L'altra difficoltà che si affronta in un contesto così delicato e che richiede molta attenzione anche filologica e preparazione non comune è quella di riuscire ad ampliare, diversificare o integrare le definizioni o la traduzione in lingua nazionale dei proverbi e dei modi di dire.

Il suggerimento mi è giunto dal professor Salvatore Sorrentino che si è pure riservato di fornirmi un supporto competente per rendere questa rubrica ancora più completa ed esauriente.

Ecco il nuovo elenco:

E'fenuta l'erva:

sono finite le vacanze o i tempi favorevoli. Bisogna rimboccarsi le maniche.

Te sapevo piro e nun ne purtave. Mò si sante è vvuo' fa' ‘a grazia?:

Si dice di persone inette che comunque millantano capacità a cui però più nessuno dà credito.

Signore scanzace d'è pezziente sagliute:

E'meglio evitare di avere rapporti o confidenze eccessive con gli arricchiti . A loro mancherà sempre stile ed educazione.

che si collega a:

So' ‘è pezziente che notano ‘e tozze

Chi serve a padrune,'mpagliato more.
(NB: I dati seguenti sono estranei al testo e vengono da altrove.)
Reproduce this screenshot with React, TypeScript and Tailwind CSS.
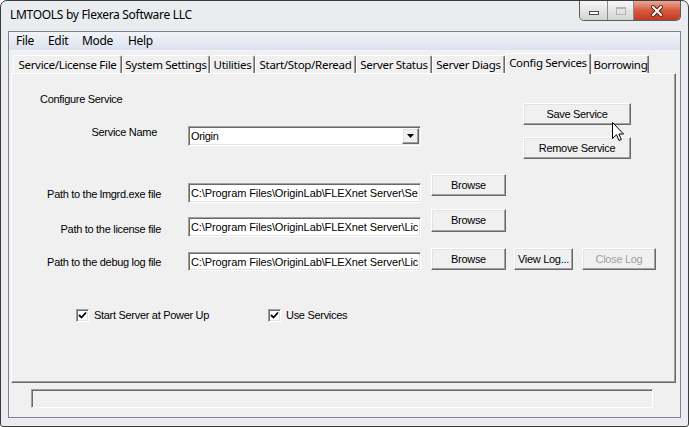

Chi ‘e serve riale, more a fore d'o' pagliaro.

Non c'è gratitudine per chi è sempre stato fedele

O'tene appiso n'ganna:

E'il preferito. Viene tenuto in grande considerazione. Si dice anche di una persona benvoluta e gratificata al di là dei suoi meriti.

Avite lasciato ‘o muorzo d'a crianza:

Di chi lascia nel piatto un po' di cibo per il senso di colpa che lo assale dopo aver mangiato ai quattro palmenti.
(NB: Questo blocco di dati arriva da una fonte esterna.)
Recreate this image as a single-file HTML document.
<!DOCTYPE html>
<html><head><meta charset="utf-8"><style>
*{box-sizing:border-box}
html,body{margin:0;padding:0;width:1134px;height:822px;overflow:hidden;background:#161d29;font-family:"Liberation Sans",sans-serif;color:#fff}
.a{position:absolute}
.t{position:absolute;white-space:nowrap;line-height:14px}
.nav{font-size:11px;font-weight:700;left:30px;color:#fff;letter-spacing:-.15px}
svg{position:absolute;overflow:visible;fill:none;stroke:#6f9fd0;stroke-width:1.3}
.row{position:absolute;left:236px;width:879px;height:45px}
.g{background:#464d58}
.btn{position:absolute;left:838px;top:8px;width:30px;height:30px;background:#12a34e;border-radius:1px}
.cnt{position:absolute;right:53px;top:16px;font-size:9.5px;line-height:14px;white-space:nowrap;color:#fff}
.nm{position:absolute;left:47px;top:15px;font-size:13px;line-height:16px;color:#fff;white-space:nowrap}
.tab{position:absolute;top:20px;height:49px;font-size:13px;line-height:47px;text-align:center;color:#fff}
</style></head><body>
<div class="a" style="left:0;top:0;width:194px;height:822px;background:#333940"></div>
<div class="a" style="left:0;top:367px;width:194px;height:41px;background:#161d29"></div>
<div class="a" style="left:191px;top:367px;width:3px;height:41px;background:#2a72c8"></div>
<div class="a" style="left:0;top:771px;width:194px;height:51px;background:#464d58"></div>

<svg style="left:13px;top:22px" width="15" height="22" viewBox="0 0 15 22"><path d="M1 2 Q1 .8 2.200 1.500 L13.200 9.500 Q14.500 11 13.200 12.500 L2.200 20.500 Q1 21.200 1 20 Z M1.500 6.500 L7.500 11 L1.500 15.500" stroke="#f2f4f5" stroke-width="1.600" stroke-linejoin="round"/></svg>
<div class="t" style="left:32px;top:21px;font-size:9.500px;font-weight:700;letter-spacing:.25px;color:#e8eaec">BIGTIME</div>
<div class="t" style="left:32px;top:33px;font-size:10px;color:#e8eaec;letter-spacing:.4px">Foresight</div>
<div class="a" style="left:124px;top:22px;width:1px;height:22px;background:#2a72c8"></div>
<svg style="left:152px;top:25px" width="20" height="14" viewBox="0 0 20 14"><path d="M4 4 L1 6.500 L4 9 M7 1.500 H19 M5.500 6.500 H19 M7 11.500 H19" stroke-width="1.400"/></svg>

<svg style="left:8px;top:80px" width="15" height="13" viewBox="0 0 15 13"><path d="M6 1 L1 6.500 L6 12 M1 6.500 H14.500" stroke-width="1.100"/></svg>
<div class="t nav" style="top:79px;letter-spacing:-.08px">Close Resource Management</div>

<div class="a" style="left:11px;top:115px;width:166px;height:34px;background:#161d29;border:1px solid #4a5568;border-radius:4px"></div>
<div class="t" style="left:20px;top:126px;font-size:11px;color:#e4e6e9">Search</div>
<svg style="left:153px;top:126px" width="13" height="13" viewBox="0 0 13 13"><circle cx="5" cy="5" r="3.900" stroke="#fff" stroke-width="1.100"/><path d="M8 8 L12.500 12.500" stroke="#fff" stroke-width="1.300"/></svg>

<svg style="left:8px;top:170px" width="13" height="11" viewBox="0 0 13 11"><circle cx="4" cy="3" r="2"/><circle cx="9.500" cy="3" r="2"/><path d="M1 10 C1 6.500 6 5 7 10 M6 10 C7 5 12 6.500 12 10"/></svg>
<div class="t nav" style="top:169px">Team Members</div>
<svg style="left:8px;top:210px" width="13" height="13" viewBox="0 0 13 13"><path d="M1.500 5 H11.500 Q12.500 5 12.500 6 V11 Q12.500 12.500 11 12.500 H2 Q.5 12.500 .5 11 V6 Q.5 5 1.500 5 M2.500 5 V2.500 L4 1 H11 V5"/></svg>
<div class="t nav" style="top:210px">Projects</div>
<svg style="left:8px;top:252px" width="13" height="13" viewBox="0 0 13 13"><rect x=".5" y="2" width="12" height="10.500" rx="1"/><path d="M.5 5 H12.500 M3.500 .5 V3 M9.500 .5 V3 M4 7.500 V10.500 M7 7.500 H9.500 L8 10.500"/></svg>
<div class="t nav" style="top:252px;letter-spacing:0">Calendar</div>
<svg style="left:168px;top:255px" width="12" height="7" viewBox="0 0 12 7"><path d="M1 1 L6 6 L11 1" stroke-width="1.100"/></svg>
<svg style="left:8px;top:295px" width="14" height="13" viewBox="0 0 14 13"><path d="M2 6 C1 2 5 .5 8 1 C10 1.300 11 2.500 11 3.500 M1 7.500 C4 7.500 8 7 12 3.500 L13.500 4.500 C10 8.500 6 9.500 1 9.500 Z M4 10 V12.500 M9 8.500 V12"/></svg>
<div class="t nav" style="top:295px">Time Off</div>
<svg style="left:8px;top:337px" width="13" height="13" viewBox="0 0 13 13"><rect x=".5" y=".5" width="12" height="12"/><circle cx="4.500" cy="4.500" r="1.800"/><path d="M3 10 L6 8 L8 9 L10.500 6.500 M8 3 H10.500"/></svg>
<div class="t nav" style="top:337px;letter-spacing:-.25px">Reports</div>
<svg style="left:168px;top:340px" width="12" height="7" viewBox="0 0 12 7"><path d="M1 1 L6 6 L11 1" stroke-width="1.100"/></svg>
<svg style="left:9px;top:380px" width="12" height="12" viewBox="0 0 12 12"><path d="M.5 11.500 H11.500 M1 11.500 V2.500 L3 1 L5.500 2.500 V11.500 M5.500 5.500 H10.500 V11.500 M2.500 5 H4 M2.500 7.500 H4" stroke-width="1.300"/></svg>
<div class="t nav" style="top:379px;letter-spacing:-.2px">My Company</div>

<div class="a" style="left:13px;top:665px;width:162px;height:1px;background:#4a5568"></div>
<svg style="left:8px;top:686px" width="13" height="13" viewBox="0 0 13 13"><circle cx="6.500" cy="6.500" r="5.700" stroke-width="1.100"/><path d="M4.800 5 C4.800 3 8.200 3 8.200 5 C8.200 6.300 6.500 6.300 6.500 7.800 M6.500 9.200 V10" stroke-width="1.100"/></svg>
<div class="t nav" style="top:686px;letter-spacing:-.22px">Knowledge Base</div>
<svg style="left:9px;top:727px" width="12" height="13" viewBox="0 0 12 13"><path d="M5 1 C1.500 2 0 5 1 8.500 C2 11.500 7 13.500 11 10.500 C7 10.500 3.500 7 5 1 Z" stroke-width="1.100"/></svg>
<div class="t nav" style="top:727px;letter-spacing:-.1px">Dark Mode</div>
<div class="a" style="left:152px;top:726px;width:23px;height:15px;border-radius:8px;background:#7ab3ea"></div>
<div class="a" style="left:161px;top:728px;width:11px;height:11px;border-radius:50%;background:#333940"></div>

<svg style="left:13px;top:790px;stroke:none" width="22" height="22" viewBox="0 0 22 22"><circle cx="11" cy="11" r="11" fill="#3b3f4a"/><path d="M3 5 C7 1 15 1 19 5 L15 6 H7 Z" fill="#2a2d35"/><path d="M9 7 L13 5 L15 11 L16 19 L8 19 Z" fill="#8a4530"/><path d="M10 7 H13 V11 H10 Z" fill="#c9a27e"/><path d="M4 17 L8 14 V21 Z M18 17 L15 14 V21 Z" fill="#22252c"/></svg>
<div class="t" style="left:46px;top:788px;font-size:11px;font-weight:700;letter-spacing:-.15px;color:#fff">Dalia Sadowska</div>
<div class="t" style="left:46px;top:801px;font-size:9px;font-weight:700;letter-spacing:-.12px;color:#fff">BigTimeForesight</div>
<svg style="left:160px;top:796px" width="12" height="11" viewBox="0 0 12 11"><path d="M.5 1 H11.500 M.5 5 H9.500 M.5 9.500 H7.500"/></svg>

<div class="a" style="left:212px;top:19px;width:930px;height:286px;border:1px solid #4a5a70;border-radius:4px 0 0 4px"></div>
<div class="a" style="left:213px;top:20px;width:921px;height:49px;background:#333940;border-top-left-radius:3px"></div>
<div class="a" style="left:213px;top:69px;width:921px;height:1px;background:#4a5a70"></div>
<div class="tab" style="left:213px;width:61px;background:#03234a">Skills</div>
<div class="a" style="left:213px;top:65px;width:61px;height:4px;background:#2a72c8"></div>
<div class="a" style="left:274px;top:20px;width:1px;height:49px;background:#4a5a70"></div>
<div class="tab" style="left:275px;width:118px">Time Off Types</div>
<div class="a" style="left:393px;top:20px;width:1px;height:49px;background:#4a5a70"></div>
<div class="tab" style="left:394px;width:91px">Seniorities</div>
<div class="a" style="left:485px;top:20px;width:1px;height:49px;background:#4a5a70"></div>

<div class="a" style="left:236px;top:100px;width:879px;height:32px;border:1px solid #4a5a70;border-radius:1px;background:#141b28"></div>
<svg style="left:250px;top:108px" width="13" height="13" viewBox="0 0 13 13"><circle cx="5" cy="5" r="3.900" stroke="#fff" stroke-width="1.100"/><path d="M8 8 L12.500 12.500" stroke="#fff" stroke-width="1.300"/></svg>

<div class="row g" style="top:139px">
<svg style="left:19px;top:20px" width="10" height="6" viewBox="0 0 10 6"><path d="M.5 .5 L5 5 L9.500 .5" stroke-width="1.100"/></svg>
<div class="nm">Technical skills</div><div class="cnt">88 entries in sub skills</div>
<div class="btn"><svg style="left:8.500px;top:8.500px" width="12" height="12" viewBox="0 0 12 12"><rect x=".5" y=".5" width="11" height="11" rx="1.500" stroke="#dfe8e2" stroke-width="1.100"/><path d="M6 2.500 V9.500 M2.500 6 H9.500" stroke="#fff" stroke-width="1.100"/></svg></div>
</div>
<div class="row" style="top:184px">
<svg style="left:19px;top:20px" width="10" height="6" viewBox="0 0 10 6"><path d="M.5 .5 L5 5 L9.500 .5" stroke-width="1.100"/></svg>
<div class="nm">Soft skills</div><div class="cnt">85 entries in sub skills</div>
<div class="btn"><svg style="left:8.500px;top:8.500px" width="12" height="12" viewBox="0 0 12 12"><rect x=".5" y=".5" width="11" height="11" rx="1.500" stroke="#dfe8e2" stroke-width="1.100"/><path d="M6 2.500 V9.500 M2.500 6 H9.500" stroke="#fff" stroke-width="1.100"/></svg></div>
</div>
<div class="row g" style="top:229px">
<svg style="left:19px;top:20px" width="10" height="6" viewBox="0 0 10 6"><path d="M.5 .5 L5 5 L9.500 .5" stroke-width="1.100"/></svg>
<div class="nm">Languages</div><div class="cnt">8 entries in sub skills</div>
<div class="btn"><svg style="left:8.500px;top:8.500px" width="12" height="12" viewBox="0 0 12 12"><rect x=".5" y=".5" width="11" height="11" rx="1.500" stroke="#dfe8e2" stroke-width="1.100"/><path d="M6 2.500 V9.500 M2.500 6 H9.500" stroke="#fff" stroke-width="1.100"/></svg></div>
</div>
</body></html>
Nun ne vuleva, nun ne vulette, se ne mangiaje cchiu' de sette:

Esattamente l'opposto del modo di dire precedente: prima si dichiara di non voler approfittare poi si esagera. Falsamente schizzinoso.

E'tant'anne che è muorto Pietro e tu ancore siente ‘o fieto:

Di chi ripete ossessivamente le stesse cose.

Addò vaje senza sicchio:

Chi credi di essere. Cosa credi di fare.

E'trasuto de luongo e s'é miso de chiatto:

Attenzione ai falsi modesti:sono quelli che astutamente, fingendo disinteresse e dicendo di accontentarsi,occupano ruoli e posizioni destinati ad altri più meritevoli.

‘O purpo s'adda cocere int'all'acqua soia:

Bisogna lasciar cuocere le persone nel loro brodo. Prima o poi le loro mancanze ,le deficienze o i reali interessi verranno a galla.

Sta deventanno ‘na cammisa de Cristo:

Si parla di cose che sembrano non avere mai fine.

Dulore de mugliera morta rura fino ‘a porta:

Superflua ogni definizione o commento:è un esempio del perfido e cinico realismo dei nostri antenati.

Si collega a:

Povero chi more!

Vuttà a valanza a via d'o gruosso:

Buttarla immediatamente in caciara.Fare la voce grossa solo per non ammettere di aver torto.